I can remember the first time I told him that I loved him. I had to do it in a letter. As usual, the words just wouldn't come any other way. He was my best friend. He had been for over three years and I was scared. You know, butterflies in the stomach, sweaty palms, and feeling like you are going to barf any minute scared. I was worried that he didn't feel the same way. I was concerned that by telling him how I felt, it would change our friendship forever and not for the better.

It all started with a song. Everyone that is important to me in my life has a song. Weird, I know but true. He asked what his song was. It's Who's Gonna Ride Your Wild Horses by U2. He asked me to explain, which I did in the letter. Here are some words from the song, for those who may not know it:
You're dangerous 'cause you're honest
You're dangerous, you don't know what you want
Well you left my heart empty as a vacant lot
For any spirit to haunt


You're an accident waiting to happen
You're a piece of glass left in a beach
Well, you tell me things I know you're not supposed to
Then you leave me just out of reach


Who's gonna ride your wild horses?
Who's gonna drown in your blue sea?
Who's gonna ride your wild horses?
Who's gonna fall at the foot of thee?

Well you stole it 'cause I needed the cash
And you killed it 'cause I wanted revenge
Well you lied to me 'cause I asked you to
Baby, can we still be friends?

Anyhow, I was the one who fell at his feet. I prostrated myself with words finally telling him how I felt and I waited breathlessly, hopelessly for his response, agonizing over whether I had done the right thing.

We went to the mall. I thought that had to be the kiss of death. He wanted to buy a shirt. So we went and got the shirt. We spent hours driving around, talking about everything and nothing all the while ignoring the elephant in the car so to speak. Finally, he mentioned the letter. " I read your letter", he said. He leaned over took my hand, looked into my eyes with those brown eyes of his and said, " I love you too." That night we had our first kiss. I will never forget it. It was on the beach. "You Took the Words Right Out of My Mouth" by Meatloaf was playing. That kiss was full of hope, promise, dreams, the future.... With that kiss, my life began. It was like being reborn.

From that day to this, my love for my husband has never wavered, never faltered. Yes, we have our arguments, disappointments, disagreements, but through it all he remains my twin flame, my other self. It's wonderful to think about these precious moments and reflect on them in my heart. I can never get those firsts back, but I think of the others that we have had, and still others yet to come.
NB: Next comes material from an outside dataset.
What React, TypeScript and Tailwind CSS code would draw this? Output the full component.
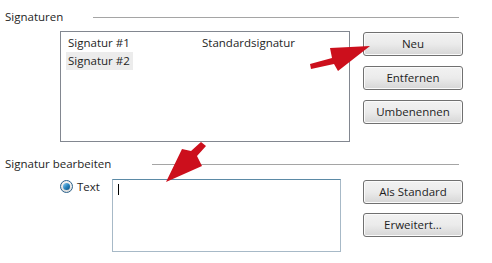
const font = { fontFamily: '"Open Sans", "Noto Sans", sans-serif' };

const WinButton = ({ label }: { label: string }) => (
  <button className="w-[100px] h-[24px] rounded-[3px] border border-[#707070] bg-gradient-to-b from-[#f2f2f2] via-[#ebebeb] to-[#d6d6d6] text-[11.5px] leading-none text-[#1e1e1e] shadow-[inset_0_0_0_1px_#fbfbfb]">
    {label}
  </button>
);

const GroupHeader = ({ title, labelWidth }: { title: string; labelWidth: string }) => (
  <div className="flex items-center h-4 pl-[5px] pr-[33px]">
    <span className={`text-[11.5px] leading-4 text-[#1e1e1e] whitespace-nowrap ${labelWidth}`}>{title}</span>
    <div className="flex-1 h-px bg-[#a5a5a5]" />
  </div>
);

export default function App() {
  return (
    <div className="relative w-[492px] h-[263px] bg-white overflow-hidden" style={font}>
      <div className="flex flex-col pt-[9px]">
        <GroupHeader title="Signaturen" labelWidth="w-[88px]" />

        <div className="flex items-start mt-[6px] pl-[60px]">
          <div className="w-[290px] h-[111px] border border-[#828790] pt-[2px] pl-[5px] text-[11.5px] text-[#1e1e1e]">
            <div className="flex h-[18px] items-center">
              <span className="w-[136px] pl-[2px]">Signatur #1</span>
              <span>Standardsignatur</span>
            </div>
            <div className="flex h-[18px] items-center">
              <span className="w-[67px] pl-[2px] bg-[#ececec] h-full flex items-center whitespace-nowrap">Signatur #2</span>
            </div>
          </div>
          <div className="flex flex-col gap-[10px] ml-[13px] mt-px">
            <WinButton label="Neu" />
            <WinButton label="Entfernen" />
            <WinButton label="Umbenennen" />
          </div>
        </div>

        <div className="mt-[14px]">
          <GroupHeader title="Signatur bearbeiten" labelWidth="w-[147px]" />
        </div>

        <div className="flex items-start mt-[7px] pl-[60px]">
          <div className="flex items-center w-[52px] h-[14px]">
            <span className="w-[13px] h-[13px] rounded-full border border-[#2c628b] bg-gradient-to-b from-[#f4f4f4] to-[#dcdcdc] flex items-center justify-center">
              <span className="w-[7px] h-[7px] rounded-full bg-gradient-to-br from-[#8fd2f5] via-[#2a87c0] to-[#0e4f80]" />
            </span>
            <span className="ml-[4px] text-[11.5px] leading-4 text-[#1e1e1e] mt-px">Text</span>
          </div>
          <div className="w-[229px] h-[73px] border border-[#a7b9c7] border-t-[#5b8aa6] pl-[5px] pt-[4px]">
            <div className="w-px h-[11px] bg-black" />
          </div>
          <div className="flex flex-col gap-[9px] ml-[22px] mt-px">
            <WinButton label="Als Standard" />
            <WinButton label="Erweitert..." />
          </div>
        </div>
      </div>

      <svg className="absolute inset-0 pointer-events-none" width="492" height="263" viewBox="0 0 492 263">
        <polygon
          points="310,64 332,58 330,48 370,46 338,71 334,64 311,69"
          fill="#cc0f1c"
        />
        <polygon
          points="201,142 206,146 197,156 202,166 166,182 182,149 191,151"
          fill="#cc0f1c"
        />
      </svg>
    </div>
  );
}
All can be traced back to these. Sorry to wax poetic tonight, but he is weighing so heavily on my heart today. Wherever you are my darling Robert, I love you with all my heart, and I always will.

3 comments:

Anonymous said...

That was a wonderfully sweet and romantic story that gave me goosebumps! Thank you for sharing it!
(P.S. I live in Meriden which is in New Haven County...where abouts do you live?)
:-) April

Roe said...

You guys are the married couple to emulate, girlfriend! I love that he can still give you chills and vice versa.

Anonymous said...

I loved reading your story. Reminded me why i fell for my hubbie. We're facing a rough patch right now, but you reminded me that they are just arguments and hopefully all will work out.